Any drilling process into drywall will involve a sizable amount of plaster dust, making a sizable mess. Move all furniture and household items at least 6 feet from the site you’re drilling into.
Remove any pictures, posters, or framed items from the wall you will work on. Afterward, cover your belongings, walls, and floors (anything that might absorb drywall dust) with sheeting, canvas, or plastic to minimize the cleanup later.
Finally, ensure that you have the proper protective equipment for drilling into your drywall and blowing insulation, a process that can kick up dirt and dust. Be sure to wear eye goggles and a dust mask before drilling.
4. Drill Holes Through Drywall at Interior Walls
Once you’ve located where your plumbing, electrical, and wall studs are located within your finished walls, small holes can be drilled into your drywall.

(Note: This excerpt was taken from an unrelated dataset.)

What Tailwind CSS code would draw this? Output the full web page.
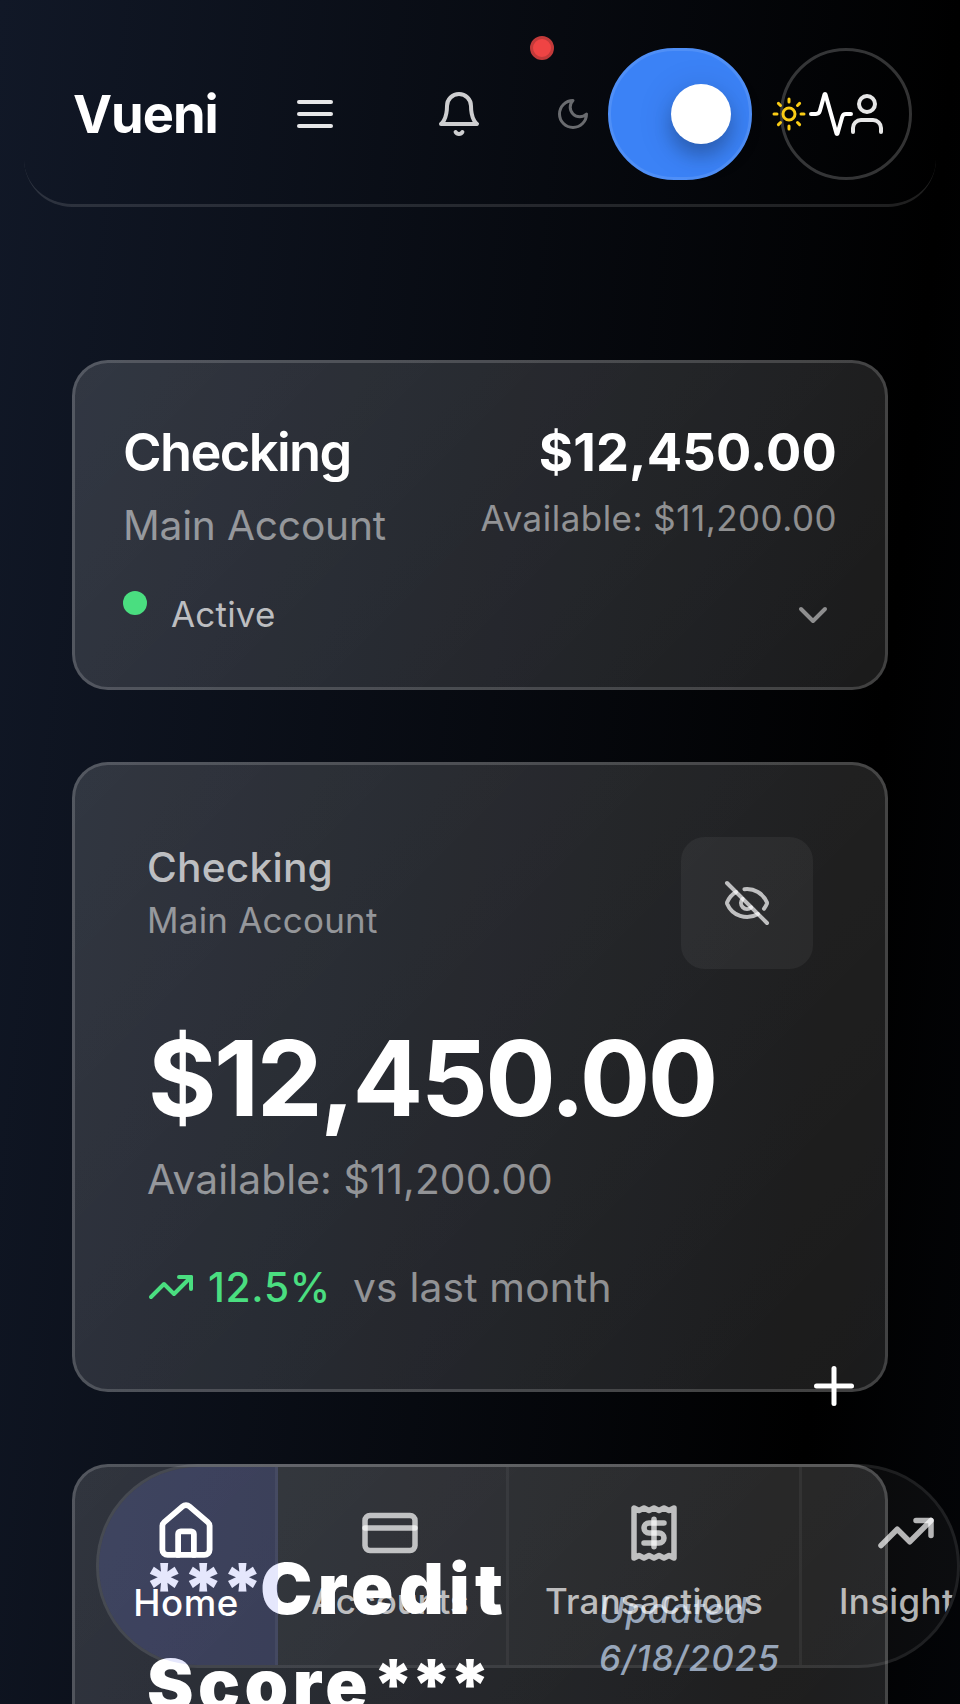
<!DOCTYPE html>
<html lang="en">
<head>
<meta charset="utf-8">
<title>Vueni</title>
<script src="https://cdn.jsdelivr.net/npm/@tailwindcss/browser@4"></script>
</head>
<body class="bg-black">
<div class="relative h-[1704px] w-[960px] overflow-hidden bg-[linear-gradient(to_bottom_right,#111827,#000_50%,#111827)] bg-[length:960px_9000px] bg-no-repeat font-[Inter,sans-serif] text-white">

  <!-- Header -->
  <header class="relative mx-6 mt-6 flex h-[183px] items-center rounded-[48px] border-b-[3px] border-white/12 pl-[49px]">
    <span class="w-[218px] shrink-0 text-[52.4px] leading-[64px] font-bold tracking-[-1px]">Vueni</span>
    <svg class="size-12 shrink-0 text-white/90" viewBox="0 0 24 24" fill="none" stroke="currentColor" stroke-width="2" stroke-linecap="round" stroke-linejoin="round"><path d="M4 6h16"/><path d="M4 12h16"/><path d="M4 18h16"/></svg>
    <svg class="ml-24 size-12 shrink-0 text-white/80" viewBox="0 0 24 24" fill="none" stroke="currentColor" stroke-width="2" stroke-linecap="round" stroke-linejoin="round"><path d="M6 8a6 6 0 0 1 12 0c0 7 3 9 3 9H3s3-2 3-9"/><path d="M10.3 21a1.94 1.94 0 0 0 3.4 0"/></svg>
    <span class="absolute top-3 left-[506px] size-6 rounded-full border-[3px] border-[#c23a3a] bg-[#ef4444]"></span>
    <svg class="ml-[72px] size-9 shrink-0 text-white/40" viewBox="0 0 24 24" fill="none" stroke="currentColor" stroke-width="2" stroke-linecap="round" stroke-linejoin="round"><path d="M12 3a6 6 0 0 0 9 9 9 9 0 1 1-9-9Z"/></svg>
    <div class="ml-[17px] flex h-[132px] w-36 shrink-0 items-center justify-end rounded-[66px] border-[3px] border-[#4f8ff7] bg-[#3b82f6] pr-[18px]">
      <span class="size-[60px] rounded-full bg-white shadow-[0_12px_18px_rgba(0,0,0,0.2),0_6px_36px_rgba(0,0,0,0.15)]"></span>
    </div>
    <svg class="relative z-10 ml-[19px] size-9 shrink-0 text-[#facc15]" viewBox="0 0 24 24" fill="none" stroke="currentColor" stroke-width="2" stroke-linecap="round" stroke-linejoin="round"><circle cx="12" cy="12" r="4"/><path d="M12 2v2"/><path d="M12 20v2"/><path d="m4.93 4.93 1.41 1.41"/><path d="m17.66 17.66 1.41 1.41"/><path d="M2 12h2"/><path d="M20 12h2"/><path d="m6.34 17.66-1.41 1.41"/><path d="m19.07 4.93-1.41 1.41"/></svg>
    <div class="-ml-[27px] flex size-[132px] shrink-0 items-center rounded-full border-[3px] border-white/20 pl-6">
      <svg class="size-12 shrink-0" viewBox="0 0 24 24" fill="none" stroke="currentColor" stroke-width="2" stroke-linecap="round" stroke-linejoin="round"><path d="M22 12h-2.48a2 2 0 0 0-1.93 1.46l-2.35 8.36a.25.25 0 0 1-.48 0L9.24 2.18a.25.25 0 0 0-.48 0l-2.35 8.36A2 2 0 0 1 4.49 12H2"/></svg>
      <svg class="-ml-3 size-12 shrink-0 text-white/90" viewBox="0 0 24 24" fill="none" stroke="currentColor" stroke-width="2" stroke-linecap="round" stroke-linejoin="round"><path d="M19 21v-2a4 4 0 0 0-4-4H9a4 4 0 0 0-4 4v2"/><circle cx="12" cy="7" r="4"/></svg>
    </div>
  </header>

  <main class="mx-[72px] mt-[153px] flex flex-col gap-[72px]">
    <!-- Account summary -->
    <section class="h-[330px] shrink-0 rounded-[36px] border-[3px] border-white/17 bg-[linear-gradient(135deg,rgba(255,255,255,0.15),rgba(255,255,255,0.105))] bg-origin-border px-12 pt-[55px]">
      <div class="flex h-[133px] justify-between">
        <div>
          <h3 class="text-[52.4px] leading-[68px] font-semibold tracking-[-1.6px]">Checking</h3>
          <p class="mt-[14px] text-[40.7px] leading-[52px] tracking-[-0.2px] text-white/50">Main Account</p>
        </div>
        <div class="text-right">
          <p class="text-[52.4px] leading-[68px] font-bold tracking-[0.15px]">$12,450.00</p>
          <p class="mt-[10px] text-[34.9px] leading-[44px] tracking-[0.52px] text-white/50">Available: $11,200.00</p>
        </div>
      </div>
      <div class="mt-10 flex h-12 items-start">
        <span class="size-6 rounded-full bg-[#4ade80]"></span>
        <span class="ml-6 text-[34.9px] leading-[46px] tracking-[0.25px] text-white/70">Active</span>
        <svg class="mr-0 ml-auto size-12 text-white/50" viewBox="0 0 24 24" fill="none" stroke="currentColor" stroke-width="2" stroke-linecap="round" stroke-linejoin="round"><path d="m6 9 6 6 6-6"/></svg>
      </div>
    </section>

    <!-- Balance -->
    <section class="h-[630px] shrink-0 rounded-[36px] border-[3px] border-white/17 bg-[linear-gradient(135deg,rgba(255,255,255,0.15),rgba(255,255,255,0.105))] bg-origin-border px-[72px] pt-[72px]">
      <div class="flex h-[132px] justify-between">
        <div class="pt-1">
          <h3 class="text-[40.7px] leading-[54px] font-medium tracking-[0.2px] text-white/70">Checking</h3>
          <p class="mt-[3px] text-[34.9px] leading-[44px] tracking-[0.26px] text-white/50">Main Account</p>
        </div>
        <div class="flex size-[132px] items-center justify-center rounded-3xl bg-white/5">
          <svg class="size-12 text-white/70" viewBox="0 0 24 24" fill="none" stroke="currentColor" stroke-width="2" stroke-linecap="round" stroke-linejoin="round"><path d="M10.733 5.076a10.744 10.744 0 0 1 11.205 6.575 1 1 0 0 1 0 .696 10.747 10.747 0 0 1-1.444 2.49"/><path d="M14.084 14.158a3 3 0 0 1-4.242-4.242"/><path d="M17.479 17.499a10.75 10.75 0 0 1-15.417-5.151 1 1 0 0 1 0-.696 10.75 10.75 0 0 1 4.446-5.143"/><path d="m2 2 20 20"/></svg>
        </div>
      </div>
      <p class="mt-[55px] ml-px text-[104.7px] leading-[108px] font-bold tracking-[-2.5px]">$12,450.00</p>
      <p class="mt-[18px] text-[40.7px] leading-[60px] tracking-[0.13px] text-white/50">Available: $11,200.00</p>
      <div class="mt-[47px] flex h-[60px] items-center text-[40.7px]">
        <svg class="size-12 text-[#4ade80]" viewBox="0 0 24 24" fill="none" stroke="currentColor" stroke-width="2" stroke-linecap="round" stroke-linejoin="round"><path d="M22 7 13.5 15.5 8.5 10.5 2 17"/><path d="M16 7h6v6"/></svg>
        <span class="ml-[13px] w-[145px] pt-0.5 leading-[60px] font-medium tracking-[0.7px] text-[#4ade80]">12.5%</span>
        <span class="pt-0.5 leading-[60px] tracking-[0.2px] text-white/50">vs last month</span>
      </div>
    </section>

    <!-- Credit score -->
    <section class="flex h-[600px] shrink-0 rounded-[36px] border-[3px] border-white/17 bg-[linear-gradient(135deg,rgba(255,255,255,0.15),rgba(255,255,255,0.105))] bg-origin-border pl-[68px] pt-[74px]">
      <h2 class="flex w-[456px] flex-col text-[69.8px] leading-[96px] font-black"><span class="tracking-[5.3px]"><span class="tracking-[-3.4px]">***</span>Credit</span><span class="pl-1 tracking-[4.5px]">Score<span class="tracking-[-4.2px]">***</span></span></h2>
      <p class="mt-[45px] text-[34.9px] leading-[48px] font-medium tracking-[0.7px] text-[#94a3b8] italic">Updated<br><span class="tracking-[1.1px]">6/18/2025</span></p>
    </section>
  </main>

  <!-- Floating action button -->
  <button class="absolute top-[1356px] left-[804px]" aria-label="Add">
    <svg class="size-[60px]" viewBox="0 0 24 24" fill="none" stroke="currentColor" stroke-width="2" stroke-linecap="round" stroke-linejoin="round"><path d="M5 12h14"/><path d="M12 5v14"/></svg>
  </button>

  <!-- Bottom navigation -->
  <nav class="absolute top-[1464px] left-24 flex h-[204px] w-[864px] overflow-hidden rounded-[102px] border-[3px] border-white/8 bg-white/4 text-[34.9px] leading-[48px] font-medium text-white/70">
    <a class="w-[179px] shrink-0 border-r-[3px] border-white/5 bg-[#6270f0]/17 pr-0.5 text-white">
      <span class="flex h-[198px] scale-105 flex-col items-center gap-[14px] pt-9">
        <svg class="size-[60px]" viewBox="0 0 24 24" fill="none" stroke="currentColor" stroke-width="2.2" stroke-linecap="round" stroke-linejoin="round"><path d="M15 21v-8a1 1 0 0 0-1-1h-4a1 1 0 0 0-1 1v8"/><path d="M3 10a2 2 0 0 1 .709-1.528l7-5.999a2 2 0 0 1 2.582 0l7 5.999A2 2 0 0 1 21 10v9a2 2 0 0 1-2 2H5a2 2 0 0 1-2-2z"/></svg>
        <span class="tracking-[0.5px]">Home</span>
      </span>
    </a>
    <a class="flex w-[231px] shrink-0 flex-col items-center gap-[14px] border-r-[3px] border-white/5 pt-9 pr-1">
      <svg class="size-[60px]" viewBox="0 0 24 24" fill="none" stroke="currentColor" stroke-width="2.2" stroke-linecap="round" stroke-linejoin="round"><rect width="20" height="14" x="2" y="5" rx="2"/><path d="M2 10h20"/></svg>
      <span class="tracking-[-0.1px]">Accounts</span>
    </a>
    <a class="flex w-[293px] shrink-0 flex-col items-center gap-[14px] border-r-[3px] border-white/5 pt-9">
      <svg class="size-[60px]" viewBox="0 0 24 24" fill="none" stroke="currentColor" stroke-width="2.2" stroke-linecap="round" stroke-linejoin="round"><path d="M4 2v20l2-1 2 1 2-1 2 1 2-1 2 1 2-1 2 1V2l-2 1-2-1-2 1-2-1-2 1-2-1-2 1Z"/><path d="M16 8h-6a2 2 0 1 0 0 4h4a2 2 0 1 1 0 4H8"/><path d="M12 17.5v-11"/></svg>
      <span class="tracking-[0.24px]">Transactions</span>
    </a>
    <a class="flex w-[208px] shrink-0 flex-col items-center gap-[14px] pt-9">
      <svg class="size-[60px]" viewBox="0 0 24 24" fill="none" stroke="currentColor" stroke-width="2.2" stroke-linecap="round" stroke-linejoin="round"><path d="M22 7 13.5 15.5 8.5 10.5 2 17"/><path d="M16 7h6v6"/></svg>
      <span class="tracking-[0.4px]">Insights</span>
    </a>
  </nav>
</div>
</body>
</html>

If possible, save the drywall discs from cutting into your wall. They can be used to patch the holes once the insulation has been installed.
If you can’t save drywall discs for later, get some material or sheathing to plug the hole or a combination of drywall tape and mud to secure the hole after the insulation is blown in.
5. Spray Foam Insulation Into Wall Cavity
Once the holes in each stud cavity you want to insulate have been made, you can spray foam insulation into them.
Spray foam insulation is designed to fit all areas sprayed into, expanding into hard-to-reach areas around joists and studs.
6. Patch Holes
After you’ve injected your foam insulation into your walls, you’re ready to patch up the small holes from the process. If you have a tool that lets you save drywall discs, those are perfect for patching.
If not, another material like rigid foam or styrofoam plugs works well for patching the holes. Place material into the small holes in the drywall to plug them, drywall tape the plug in place, and mud the bunch together.
7. Paint Wall
Wait for the mud to dry over the patches in your walls; the last step is to paint over them to color-match your walls.
You’re done when your walls are even and painted to your liking! Enjoy your newly insulated, more energy-efficient home.